▶ [Provided material]:
= = =

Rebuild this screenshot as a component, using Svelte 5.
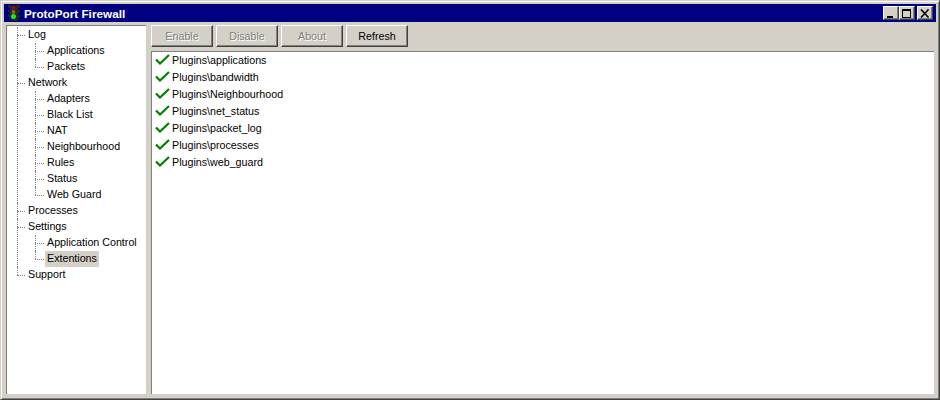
<script lang="ts">
  const tree = [
    { label: "Log", children: ["Applications", "Packets"] },
    { label: "Network", children: ["Adapters", "Black List", "NAT", "Neighbourhood", "Rules", "Status", "Web Guard"] },
    { label: "Processes", children: [] },
    { label: "Settings", children: ["Application Control", "Extentions"] },
    { label: "Support", children: [] },
  ];
  const selected = "Extentions";
  const buttons = [
    { label: "Enable", disabled: true },
    { label: "Disable", disabled: true },
    { label: "About", disabled: true },
    { label: "Refresh", disabled: false },
  ];
  const plugins = ["applications", "bandwidth", "Neighbourhood", "net_status", "packet_log", "processes", "web_guard"];
</script>

<div class="window">
  <header class="titlebar">
    <svg class="app-icon" width="16" height="16" viewBox="0 0 16 16" aria-hidden="true">
      <path d="M3 0h3v1h5V0h4v2l-2 2v1h2v2l-2 2v1h2v2l-2 2v2H6v-2L4 12 3 10h2V9L3 7V5h2V4L3 2z" fill="#26262a" />
      <circle cx="8.500" cy="2.500" r="1.900" fill="#8a1010" />
      <circle cx="8.500" cy="7" r="1.900" fill="#807010" />
      <circle cx="8.500" cy="11.500" r="2.500" fill="#14f014" />
    </svg>
    <span class="title">ProtoPort Firewall</span>
    <div class="controls">
      <button class="ctl" aria-label="Minimize">
        <svg width="10" height="9" viewBox="0 0 10 9"><rect x="1" y="7" width="6" height="2" fill="#000" /></svg>
      </button>
      <button class="ctl" aria-label="Maximize">
        <svg width="10" height="9" viewBox="0 0 10 9"><path d="M0 0h9v9H0zM1 2v6h7V2z" fill="#000" fill-rule="evenodd" /></svg>
      </button>
      <button class="ctl close" aria-label="Close">
        <svg width="10" height="9" viewBox="0 0 10 9"><path d="M1 .5 8.500 8.500M8.500 .5 1 8.500" fill="none" stroke="#000" stroke-width="1.600" /></svg>
      </button>
    </div>
  </header>

  <div class="body">
    <nav class="tree">
      <ul class="root">
        {#each tree as node}
          <li>
            <span class="label">{node.label}</span>
            {#if node.children.length}
              <ul class="sub">
                {#each node.children as child}
                  <li><span class="label" class:selected={child === selected}>{child}</span></li>
                {/each}
              </ul>
            {/if}
          </li>
        {/each}
      </ul>
    </nav>

    <main class="pane">
      <div class="toolbar">
        {#each buttons as b}
          <button class="btn" disabled={b.disabled}>{b.label}</button>
        {/each}
      </div>
      <ul class="list">
        {#each plugins as p}
          <li>
            <svg width="16" height="15" viewBox="0 0 16 15" aria-hidden="true">
              <path d="M1 6.500 5 10.500 14 2" fill="none" stroke="#008000" stroke-width="2.200" />
            </svg>
            <span>Plugins\{p}</span>
          </li>
        {/each}
      </ul>
    </main>
  </div>
</div>

<style>
  :global(body) {
    margin: 0;
    background: #d4d0c8;
  }

  .window {
    box-sizing: border-box;
    width: 940px;
    height: 400px;
    display: flex;
    flex-direction: column;
    padding: 3px;
    background: #d4d0c8;
    border: 1px solid;
    border-color: #d4d0c8 #404040 #404040 #d4d0c8;
    box-shadow: inset 1px 1px 0 #fff, inset -1px -1px 0 #808080;
    font-family: "Liberation Sans", Arial, sans-serif;
    font-size: 10.700px;
    color: #000;
  }

  .titlebar {
    flex: none;
    height: 18px;
    display: flex;
    align-items: center;
    padding: 0 3px 0 1px;
    background: #000080;
    color: #fff;
  }

  .app-icon {
    flex: none;
    margin-right: 3px;
  }

  .title {
    font-weight: 700;
    font-size: 11.750px;
  }

  .controls {
    margin-left: auto;
    display: flex;
  }

  .ctl {
    box-sizing: border-box;
    width: 16px;
    height: 14px;
    padding: 0;
    display: flex;
    align-items: center;
    justify-content: center;
    background: #d4d0c8;
    border: 1px solid;
    border-color: #fff #404040 #404040 #fff;
    box-shadow: inset -1px -1px 0 #808080;
  }

  .close {
    margin-left: 2px;
  }

  .body {
    flex: 1;
    min-height: 0;
    display: flex;
    gap: 5px;
    padding: 3px 2px 2px 2px;
  }

  .tree {
    box-sizing: border-box;
    flex: none;
    width: 140px;
    background: #fff;
    border-top: 1px solid #808080;
    border-left: 1px solid #808080;
    overflow: hidden;
  }

  ul {
    list-style: none;
    margin: 0;
    padding: 0;
  }

  .root {
    padding-left: 19px;
    padding-top: 1px;
  }

  .root > li,
  .sub > li {
    position: relative;
  }

  .label {
    display: inline-block;
    height: 16px;
    line-height: 15px;
    padding: 0 2px;
    vertical-align: top;
  }

  .label.selected {
    background: #d4d0c8;
  }

  /* dotted connectors */
  .root > li::before,
  .sub > li::before {
    content: "";
    position: absolute;
    left: -9px;
    top: 8px;
    width: 8px;
    border-top: 1px dotted #808080;
  }

  .root > li::after,
  .sub > li::after {
    content: "";
    position: absolute;
    left: -9px;
    top: 0;
    bottom: 0;
    border-left: 1px dotted #808080;
  }

  .root > li:last-child::after,
  .sub > li:last-child::after {
    bottom: auto;
    height: 8px;
  }

  .sub {
    padding-left: 19px;
  }

  .sub > li::before,
  .sub > li::after {
    left: -10px;
  }

  .sub > li::before {
    width: 9px;
  }

  .pane {
    flex: 1;
    min-width: 0;
    display: flex;
    flex-direction: column;
  }

  .toolbar {
    flex: none;
    height: 26px;
    display: flex;
    gap: 3px;
    align-items: flex-start;
  }

  .btn {
    box-sizing: border-box;
    width: 62px;
    height: 22px;
    padding: 0;
    background: #d4d0c8;
    border: 1px solid;
    border-color: #fff #404040 #404040 #fff;
    box-shadow: inset -1px -1px 0 #808080;
    font: inherit;
    color: #000;
  }

  .btn:disabled {
    color: #808080;
    text-shadow: 1px 1px 0 #fff;
  }

  .list {
    flex: 1;
    background: #fff;
    border-top: 1px solid #808080;
    border-left: 1px solid #808080;
    padding-left: 3px;
  }

  .list li {
    height: 17px;
    display: flex;
    align-items: center;
    gap: 1px;
  }

  .list span {
    line-height: 15px;
    margin-bottom: 1px;
  }
</style>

= = =

▶ [Given task]: Print the whole listing above once more, word for word, without its pictures.

▶ [Output for this task]:
Rebuild this screenshot as a component, using Svelte 5.
<script lang="ts">
  const tree = [
    { label: "Log", children: ["Applications", "Packets"] },
    { label: "Network", children: ["Adapters", "Black List", "NAT", "Neighbourhood", "Rules", "Status", "Web Guard"] },
    { label: "Processes", children: [] },
    { label: "Settings", children: ["Application Control", "Extentions"] },
    { label: "Support", children: [] },
  ];
  const selected = "Extentions";
  const buttons = [
    { label: "Enable", disabled: true },
    { label: "Disable", disabled: true },
    { label: "About", disabled: true },
    { label: "Refresh", disabled: false },
  ];
  const plugins = ["applications", "bandwidth", "Neighbourhood", "net_status", "packet_log", "processes", "web_guard"];
</script>

<div class="window">
  <header class="titlebar">
    <svg class="app-icon" width="16" height="16" viewBox="0 0 16 16" aria-hidden="true">
      <path d="M3 0h3v1h5V0h4v2l-2 2v1h2v2l-2 2v1h2v2l-2 2v2H6v-2L4 12 3 10h2V9L3 7V5h2V4L3 2z" fill="#26262a" />
      <circle cx="8.500" cy="2.500" r="1.900" fill="#8a1010" />
      <circle cx="8.500" cy="7" r="1.900" fill="#807010" />
      <circle cx="8.500" cy="11.500" r="2.500" fill="#14f014" />
    </svg>
    <span class="title">ProtoPort Firewall</span>
    <div class="controls">
      <button class="ctl" aria-label="Minimize">
        <svg width="10" height="9" viewBox="0 0 10 9"><rect x="1" y="7" width="6" height="2" fill="#000" /></svg>
      </button>
      <button class="ctl" aria-label="Maximize">
        <svg width="10" height="9" viewBox="0 0 10 9"><path d="M0 0h9v9H0zM1 2v6h7V2z" fill="#000" fill-rule="evenodd" /></svg>
      </button>
      <button class="ctl close" aria-label="Close">
        <svg width="10" height="9" viewBox="0 0 10 9"><path d="M1 .5 8.500 8.500M8.500 .5 1 8.500" fill="none" stroke="#000" stroke-width="1.600" /></svg>
      </button>
    </div>
  </header>

  <div class="body">
    <nav class="tree">
      <ul class="root">
        {#each tree as node}
          <li>
            <span class="label">{node.label}</span>
            {#if node.children.length}
              <ul class="sub">
                {#each node.children as child}
                  <li><span class="label" class:selected={child === selected}>{child}</span></li>
                {/each}
              </ul>
            {/if}
          </li>
        {/each}
      </ul>
    </nav>

    <main class="pane">
      <div class="toolbar">
        {#each buttons as b}
          <button class="btn" disabled={b.disabled}>{b.label}</button>
        {/each}
      </div>
      <ul class="list">
        {#each plugins as p}
          <li>
            <svg width="16" height="15" viewBox="0 0 16 15" aria-hidden="true">
              <path d="M1 6.500 5 10.500 14 2" fill="none" stroke="#008000" stroke-width="2.200" />
            </svg>
            <span>Plugins\{p}</span>
          </li>
        {/each}
      </ul>
    </main>
  </div>
</div>

<style>
  :global(body) {
    margin: 0;
    background: #d4d0c8;
  }

  .window {
    box-sizing: border-box;
    width: 940px;
    height: 400px;
    display: flex;
    flex-direction: column;
    padding: 3px;
    background: #d4d0c8;
    border: 1px solid;
    border-color: #d4d0c8 #404040 #404040 #d4d0c8;
    box-shadow: inset 1px 1px 0 #fff, inset -1px -1px 0 #808080;
    font-family: "Liberation Sans", Arial, sans-serif;
    font-size: 10.700px;
    color: #000;
  }

  .titlebar {
    flex: none;
    height: 18px;
    display: flex;
    align-items: center;
    padding: 0 3px 0 1px;
    background: #000080;
    color: #fff;
  }

  .app-icon {
    flex: none;
    margin-right: 3px;
  }

  .title {
    font-weight: 700;
    font-size: 11.750px;
  }

  .controls {
    margin-left: auto;
    display: flex;
  }

  .ctl {
    box-sizing: border-box;
    width: 16px;
    height: 14px;
    padding: 0;
    display: flex;
    align-items: center;
    justify-content: center;
    background: #d4d0c8;
    border: 1px solid;
    border-color: #fff #404040 #404040 #fff;
    box-shadow: inset -1px -1px 0 #808080;
  }

  .close {
    margin-left: 2px;
  }

  .body {
    flex: 1;
    min-height: 0;
    display: flex;
    gap: 5px;
    padding: 3px 2px 2px 2px;
  }

  .tree {
    box-sizing: border-box;
    flex: none;
    width: 140px;
    background: #fff;
    border-top: 1px solid #808080;
    border-left: 1px solid #808080;
    overflow: hidden;
  }

  ul {
    list-style: none;
    margin: 0;
    padding: 0;
  }

  .root {
    padding-left: 19px;
    padding-top: 1px;
  }

  .root > li,
  .sub > li {
    position: relative;
  }

  .label {
    display: inline-block;
    height: 16px;
    line-height: 15px;
    padding: 0 2px;
    vertical-align: top;
  }

  .label.selected {
    background: #d4d0c8;
  }

  /* dotted connectors */
  .root > li::before,
  .sub > li::before {
    content: "";
    position: absolute;
    left: -9px;
    top: 8px;
    width: 8px;
    border-top: 1px dotted #808080;
  }

  .root > li::after,
  .sub > li::after {
    content: "";
    position: absolute;
    left: -9px;
    top: 0;
    bottom: 0;
    border-left: 1px dotted #808080;
  }

  .root > li:last-child::after,
  .sub > li:last-child::after {
    bottom: auto;
    height: 8px;
  }

  .sub {
    padding-left: 19px;
  }

  .sub > li::before,
  .sub > li::after {
    left: -10px;
  }

  .sub > li::before {
    width: 9px;
  }

  .pane {
    flex: 1;
    min-width: 0;
    display: flex;
    flex-direction: column;
  }

  .toolbar {
    flex: none;
    height: 26px;
    display: flex;
    gap: 3px;
    align-items: flex-start;
  }

  .btn {
    box-sizing: border-box;
    width: 62px;
    height: 22px;
    padding: 0;
    background: #d4d0c8;
    border: 1px solid;
    border-color: #fff #404040 #404040 #fff;
    box-shadow: inset -1px -1px 0 #808080;
    font: inherit;
    color: #000;
  }

  .btn:disabled {
    color: #808080;
    text-shadow: 1px 1px 0 #fff;
  }

  .list {
    flex: 1;
    background: #fff;
    border-top: 1px solid #808080;
    border-left: 1px solid #808080;
    padding-left: 3px;
  }

  .list li {
    height: 17px;
    display: flex;
    align-items: center;
    gap: 1px;
  }

  .list span {
    line-height: 15px;
    margin-bottom: 1px;
  }
</style>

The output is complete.